# [Set task]
Quote the listing below in full and exactly as written, but omit every picture.

# [Data lines]
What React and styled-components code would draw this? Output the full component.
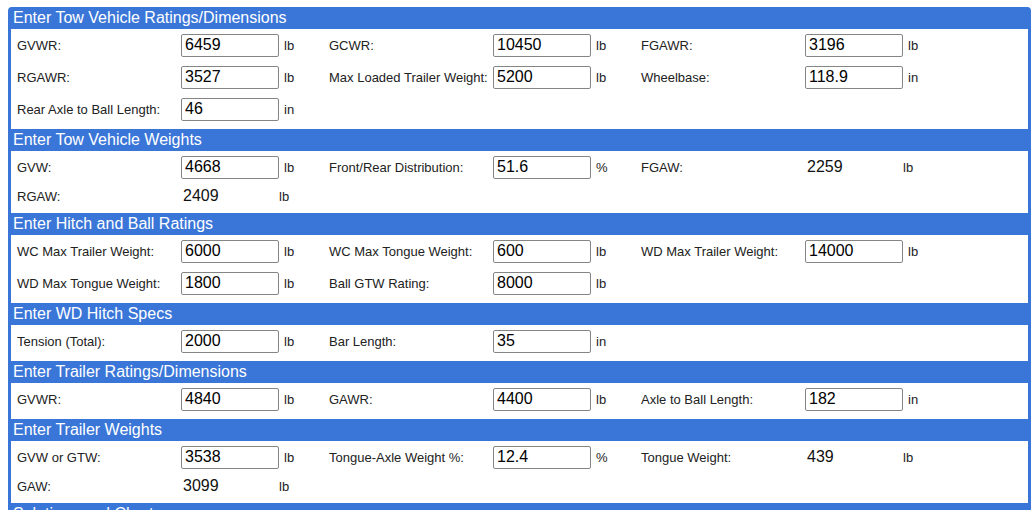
import React from "react";
import styled, { createGlobalStyle } from "styled-components";

const GlobalStyle = createGlobalStyle`
  body {
    margin: 7px 0 0 8px;
    background: #fff;
    font-family: "Liberation Sans", Arial, sans-serif;
    overflow: hidden;
  }
`;

const Panel = styled.div`
  width: 1017px;
  border: 3px solid #3a76d8;
  border-top: none;
  border-radius: 4px 4px 0 0;
  background: #3a76d8;
  overflow: hidden;
`;

const Header = styled.div`
  height: 22px;
  line-height: 22px;
  padding-left: 2px;
  color: #fff;
  font-size: 16px;
  background: #3a76d8;
`;

const Body = styled.div`
  background: #fff;
  padding: 0 0 4px 6px;
`;

const Row = styled.div`
  display: grid;
  grid-template-columns: repeat(3, 164px 148px);
  align-items: center;
  height: ${(p) => (p.$short ? "26px" : "32px")};
`;

const Label = styled.div`
  font-size: 13px;
  color: #222;
  white-space: nowrap;
`;

const Cell = styled.div`
  display: flex;
  align-items: center;
`;

const Input = styled.input`
  box-sizing: border-box;
  width: 98px;
  height: 23px;
  margin: 0;
  padding: 0 3px;
  border: 1px solid #858585;
  border-radius: 2px;
  font-family: "Liberation Sans", Arial, sans-serif;
  font-size: 16px;
  color: #000;
  background: #fff;
  outline: none;
`;

const Value = styled.span`
  width: 96px;
  padding-left: 2px;
  font-size: 16px;
  color: #111;
`;

const Unit = styled.span`
  margin-left: ${(p) => (p.$computed ? "0" : "5px")};
  font-size: 13px;
  color: #222;
`;

const sections = [
  {
    title: "Enter Tow Vehicle Ratings/Dimensions",
    rows: [
      [
        ["GVWR:", "6459", "lb"],
        ["GCWR:", "10450", "lb"],
        ["FGAWR:", "3196", "lb"],
      ],
      [
        ["RGAWR:", "3527", "lb"],
        ["Max Loaded Trailer Weight:", "5200", "lb"],
        ["Wheelbase:", "118.9", "in"],
      ],
      [["Rear Axle to Ball Length:", "46", "in"]],
    ],
  },
  {
    title: "Enter Tow Vehicle Weights",
    rows: [
      [
        ["GVW:", "4668", "lb"],
        ["Front/Rear Distribution:", "51.6", "%"],
        ["FGAW:", "2259", "lb", true],
      ],
      [["RGAW:", "2409", "lb", true]],
    ],
  },
  {
    title: "Enter Hitch and Ball Ratings",
    rows: [
      [
        ["WC Max Trailer Weight:", "6000", "lb"],
        ["WC Max Tongue Weight:", "600", "lb"],
        ["WD Max Trailer Weight:", "14000", "lb"],
      ],
      [
        ["WD Max Tongue Weight:", "1800", "lb"],
        ["Ball GTW Rating:", "8000", "lb"],
      ],
    ],
  },
  {
    title: "Enter WD Hitch Specs",
    rows: [
      [
        ["Tension (Total):", "2000", "lb"],
        ["Bar Length:", "35", "in"],
      ],
    ],
  },
  {
    title: "Enter Trailer Ratings/Dimensions",
    rows: [
      [
        ["GVWR:", "4840", "lb"],
        ["GAWR:", "4400", "lb"],
        ["Axle to Ball Length:", "182", "in"],
      ],
    ],
  },
  {
    title: "Enter Trailer Weights",
    rows: [
      [
        ["GVW or GTW:", "3538", "lb"],
        ["Tongue-Axle Weight %:", "12.4", "%"],
        ["Tongue Weight:", "439", "lb", true],
      ],
      [["GAW:", "3099", "lb", true]],
    ],
  },
];

const Field = ({ label, value, unit, computed }) => (
  <>
    <Label>{label}</Label>
    <Cell>
      {computed ? <Value>{value}</Value> : <Input defaultValue={value} />}
      <Unit $computed={computed}>{unit}</Unit>
    </Cell>
  </>
);

export default function App() {
  return (
    <>
      <GlobalStyle />
      <Panel>
        {sections.map((s) => (
          <React.Fragment key={s.title}>
            <Header>{s.title}</Header>
            <Body>
              {s.rows.map((row, i) => (
                <Row key={i} $short={row.every((f) => f[3])}>
                  {row.map(([label, value, unit, computed]) => (
                    <Field
                      key={label}
                      label={label}
                      value={value}
                      unit={unit}
                      computed={computed}
                    />
                  ))}
                </Row>
              ))}
            </Body>
          </React.Fragment>
        ))}
        <Header>Solutions and Charts</Header>
      </Panel>
    </>
  );
}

# [Final result]
What React and styled-components code would draw this? Output the full component.
import React from "react";
import styled, { createGlobalStyle } from "styled-components";

const GlobalStyle = createGlobalStyle`
  body {
    margin: 7px 0 0 8px;
    background: #fff;
    font-family: "Liberation Sans", Arial, sans-serif;
    overflow: hidden;
  }
`;

const Panel = styled.div`
  width: 1017px;
  border: 3px solid #3a76d8;
  border-top: none;
  border-radius: 4px 4px 0 0;
  background: #3a76d8;
  overflow: hidden;
`;

const Header = styled.div`
  height: 22px;
  line-height: 22px;
  padding-left: 2px;
  color: #fff;
  font-size: 16px;
  background: #3a76d8;
`;

const Body = styled.div`
  background: #fff;
  padding: 0 0 4px 6px;
`;

const Row = styled.div`
  display: grid;
  grid-template-columns: repeat(3, 164px 148px);
  align-items: center;
  height: ${(p) => (p.$short ? "26px" : "32px")};
`;

const Label = styled.div`
  font-size: 13px;
  color: #222;
  white-space: nowrap;
`;

const Cell = styled.div`
  display: flex;
  align-items: center;
`;

const Input = styled.input`
  box-sizing: border-box;
  width: 98px;
  height: 23px;
  margin: 0;
  padding: 0 3px;
  border: 1px solid #858585;
  border-radius: 2px;
  font-family: "Liberation Sans", Arial, sans-serif;
  font-size: 16px;
  color: #000;
  background: #fff;
  outline: none;
`;

const Value = styled.span`
  width: 96px;
  padding-left: 2px;
  font-size: 16px;
  color: #111;
`;

const Unit = styled.span`
  margin-left: ${(p) => (p.$computed ? "0" : "5px")};
  font-size: 13px;
  color: #222;
`;

const sections = [
  {
    title: "Enter Tow Vehicle Ratings/Dimensions",
    rows: [
      [
        ["GVWR:", "6459", "lb"],
        ["GCWR:", "10450", "lb"],
        ["FGAWR:", "3196", "lb"],
      ],
      [
        ["RGAWR:", "3527", "lb"],
        ["Max Loaded Trailer Weight:", "5200", "lb"],
        ["Wheelbase:", "118.9", "in"],
      ],
      [["Rear Axle to Ball Length:", "46", "in"]],
    ],
  },
  {
    title: "Enter Tow Vehicle Weights",
    rows: [
      [
        ["GVW:", "4668", "lb"],
        ["Front/Rear Distribution:", "51.6", "%"],
        ["FGAW:", "2259", "lb", true],
      ],
      [["RGAW:", "2409", "lb", true]],
    ],
  },
  {
    title: "Enter Hitch and Ball Ratings",
    rows: [
      [
        ["WC Max Trailer Weight:", "6000", "lb"],
        ["WC Max Tongue Weight:", "600", "lb"],
        ["WD Max Trailer Weight:", "14000", "lb"],
      ],
      [
        ["WD Max Tongue Weight:", "1800", "lb"],
        ["Ball GTW Rating:", "8000", "lb"],
      ],
    ],
  },
  {
    title: "Enter WD Hitch Specs",
    rows: [
      [
        ["Tension (Total):", "2000", "lb"],
        ["Bar Length:", "35", "in"],
      ],
    ],
  },
  {
    title: "Enter Trailer Ratings/Dimensions",
    rows: [
      [
        ["GVWR:", "4840", "lb"],
        ["GAWR:", "4400", "lb"],
        ["Axle to Ball Length:", "182", "in"],
      ],
    ],
  },
  {
    title: "Enter Trailer Weights",
    rows: [
      [
        ["GVW or GTW:", "3538", "lb"],
        ["Tongue-Axle Weight %:", "12.4", "%"],
        ["Tongue Weight:", "439", "lb", true],
      ],
      [["GAW:", "3099", "lb", true]],
    ],
  },
];

const Field = ({ label, value, unit, computed }) => (
  <>
    <Label>{label}</Label>
    <Cell>
      {computed ? <Value>{value}</Value> : <Input defaultValue={value} />}
      <Unit $computed={computed}>{unit}</Unit>
    </Cell>
  </>
);

export default function App() {
  return (
    <>
      <GlobalStyle />
      <Panel>
        {sections.map((s) => (
          <React.Fragment key={s.title}>
            <Header>{s.title}</Header>
            <Body>
              {s.rows.map((row, i) => (
                <Row key={i} $short={row.every((f) => f[3])}>
                  {row.map(([label, value, unit, computed]) => (
                    <Field
                      key={label}
                      label={label}
                      value={value}
                      unit={unit}
                      computed={computed}
                    />
                  ))}
                </Row>
              ))}
            </Body>
          </React.Fragment>
        ))}
        <Header>Solutions and Charts</Header>
      </Panel>
    </>
  );
}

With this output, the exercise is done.